● SUPPLIED INFORMATION
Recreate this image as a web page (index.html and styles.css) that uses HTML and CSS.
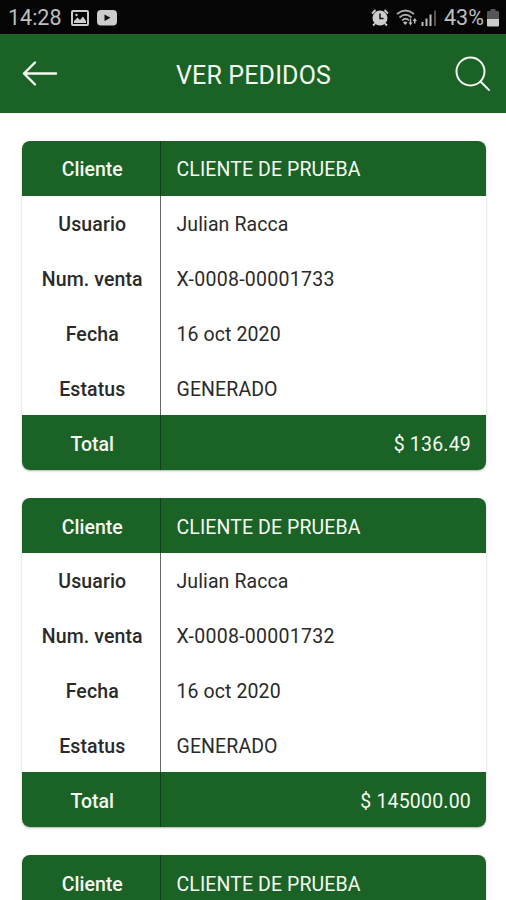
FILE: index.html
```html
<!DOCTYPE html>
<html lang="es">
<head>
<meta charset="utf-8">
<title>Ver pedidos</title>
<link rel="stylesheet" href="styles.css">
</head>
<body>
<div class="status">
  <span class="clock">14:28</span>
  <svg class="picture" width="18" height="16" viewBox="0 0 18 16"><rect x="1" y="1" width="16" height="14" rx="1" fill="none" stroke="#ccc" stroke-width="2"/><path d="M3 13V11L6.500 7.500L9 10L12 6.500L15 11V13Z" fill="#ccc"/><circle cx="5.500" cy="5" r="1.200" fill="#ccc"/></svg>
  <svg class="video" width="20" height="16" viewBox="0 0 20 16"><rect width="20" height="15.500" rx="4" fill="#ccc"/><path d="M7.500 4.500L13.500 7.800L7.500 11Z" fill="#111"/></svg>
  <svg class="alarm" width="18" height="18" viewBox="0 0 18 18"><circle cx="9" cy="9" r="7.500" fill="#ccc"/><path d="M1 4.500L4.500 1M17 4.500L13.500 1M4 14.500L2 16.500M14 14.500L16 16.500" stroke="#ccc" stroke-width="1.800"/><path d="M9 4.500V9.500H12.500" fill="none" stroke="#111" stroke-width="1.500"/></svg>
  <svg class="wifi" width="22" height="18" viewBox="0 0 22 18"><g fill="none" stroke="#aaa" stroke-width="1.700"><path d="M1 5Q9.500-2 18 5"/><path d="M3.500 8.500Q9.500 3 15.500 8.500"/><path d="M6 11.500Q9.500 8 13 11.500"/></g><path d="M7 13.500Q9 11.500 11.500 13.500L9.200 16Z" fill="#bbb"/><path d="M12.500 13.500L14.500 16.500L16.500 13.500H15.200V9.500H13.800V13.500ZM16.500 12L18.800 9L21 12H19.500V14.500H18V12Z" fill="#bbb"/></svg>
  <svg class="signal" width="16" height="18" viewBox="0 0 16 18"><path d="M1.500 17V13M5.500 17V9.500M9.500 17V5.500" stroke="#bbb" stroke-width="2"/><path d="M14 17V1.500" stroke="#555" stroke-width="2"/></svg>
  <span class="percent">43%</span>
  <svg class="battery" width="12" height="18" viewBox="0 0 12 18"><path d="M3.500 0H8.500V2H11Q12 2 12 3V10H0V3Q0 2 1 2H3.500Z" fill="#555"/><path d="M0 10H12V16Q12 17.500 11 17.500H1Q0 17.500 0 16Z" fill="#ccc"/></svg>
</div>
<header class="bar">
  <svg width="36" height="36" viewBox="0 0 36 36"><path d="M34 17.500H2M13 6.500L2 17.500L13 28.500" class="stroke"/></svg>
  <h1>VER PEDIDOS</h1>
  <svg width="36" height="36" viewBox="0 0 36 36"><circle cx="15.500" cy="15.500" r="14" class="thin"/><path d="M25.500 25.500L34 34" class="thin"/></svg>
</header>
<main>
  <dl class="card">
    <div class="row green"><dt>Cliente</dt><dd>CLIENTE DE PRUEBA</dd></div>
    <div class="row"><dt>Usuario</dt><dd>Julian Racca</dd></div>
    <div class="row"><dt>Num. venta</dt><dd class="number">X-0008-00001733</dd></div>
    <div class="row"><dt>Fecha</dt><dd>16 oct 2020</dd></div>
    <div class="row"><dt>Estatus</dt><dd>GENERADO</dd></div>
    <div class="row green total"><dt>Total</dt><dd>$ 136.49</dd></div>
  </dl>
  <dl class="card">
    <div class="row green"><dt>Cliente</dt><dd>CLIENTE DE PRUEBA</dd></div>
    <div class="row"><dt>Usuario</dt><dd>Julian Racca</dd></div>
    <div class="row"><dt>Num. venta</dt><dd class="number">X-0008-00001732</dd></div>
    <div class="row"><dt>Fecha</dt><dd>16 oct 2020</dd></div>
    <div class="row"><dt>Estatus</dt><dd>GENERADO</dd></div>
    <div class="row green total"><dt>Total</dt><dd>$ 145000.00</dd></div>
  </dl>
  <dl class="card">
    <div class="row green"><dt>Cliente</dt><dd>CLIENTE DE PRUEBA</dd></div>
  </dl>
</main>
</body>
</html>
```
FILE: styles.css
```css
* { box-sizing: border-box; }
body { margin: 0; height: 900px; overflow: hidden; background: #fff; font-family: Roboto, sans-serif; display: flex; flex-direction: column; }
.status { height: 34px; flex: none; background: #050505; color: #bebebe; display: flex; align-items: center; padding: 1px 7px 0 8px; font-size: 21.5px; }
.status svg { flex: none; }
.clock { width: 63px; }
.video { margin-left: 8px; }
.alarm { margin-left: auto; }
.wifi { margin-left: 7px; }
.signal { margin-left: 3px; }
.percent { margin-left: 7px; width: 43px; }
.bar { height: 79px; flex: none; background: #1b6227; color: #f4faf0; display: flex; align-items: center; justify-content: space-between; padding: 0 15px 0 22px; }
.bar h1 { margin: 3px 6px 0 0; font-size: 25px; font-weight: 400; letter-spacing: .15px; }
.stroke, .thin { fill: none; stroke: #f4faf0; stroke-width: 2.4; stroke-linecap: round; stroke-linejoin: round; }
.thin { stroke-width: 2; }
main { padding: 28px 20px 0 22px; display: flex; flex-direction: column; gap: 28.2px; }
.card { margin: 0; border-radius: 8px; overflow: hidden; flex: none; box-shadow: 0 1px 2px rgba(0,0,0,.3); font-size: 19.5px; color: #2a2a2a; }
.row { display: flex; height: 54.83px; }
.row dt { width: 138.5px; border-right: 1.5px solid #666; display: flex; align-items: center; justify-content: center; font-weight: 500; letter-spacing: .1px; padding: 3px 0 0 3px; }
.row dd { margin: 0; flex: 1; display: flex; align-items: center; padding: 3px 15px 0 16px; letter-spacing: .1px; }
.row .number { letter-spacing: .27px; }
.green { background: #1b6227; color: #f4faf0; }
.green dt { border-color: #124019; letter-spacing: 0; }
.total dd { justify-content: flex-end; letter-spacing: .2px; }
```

● WHAT TO WORK ON
Which lines include the word "styles"? Copy every one of them.

● SOLUTION FOR THIS EXERCISE
Recreate this image as a web page (index.html and styles.css) that uses HTML and CSS.
<link rel="stylesheet" href="styles.css">
FILE: styles.css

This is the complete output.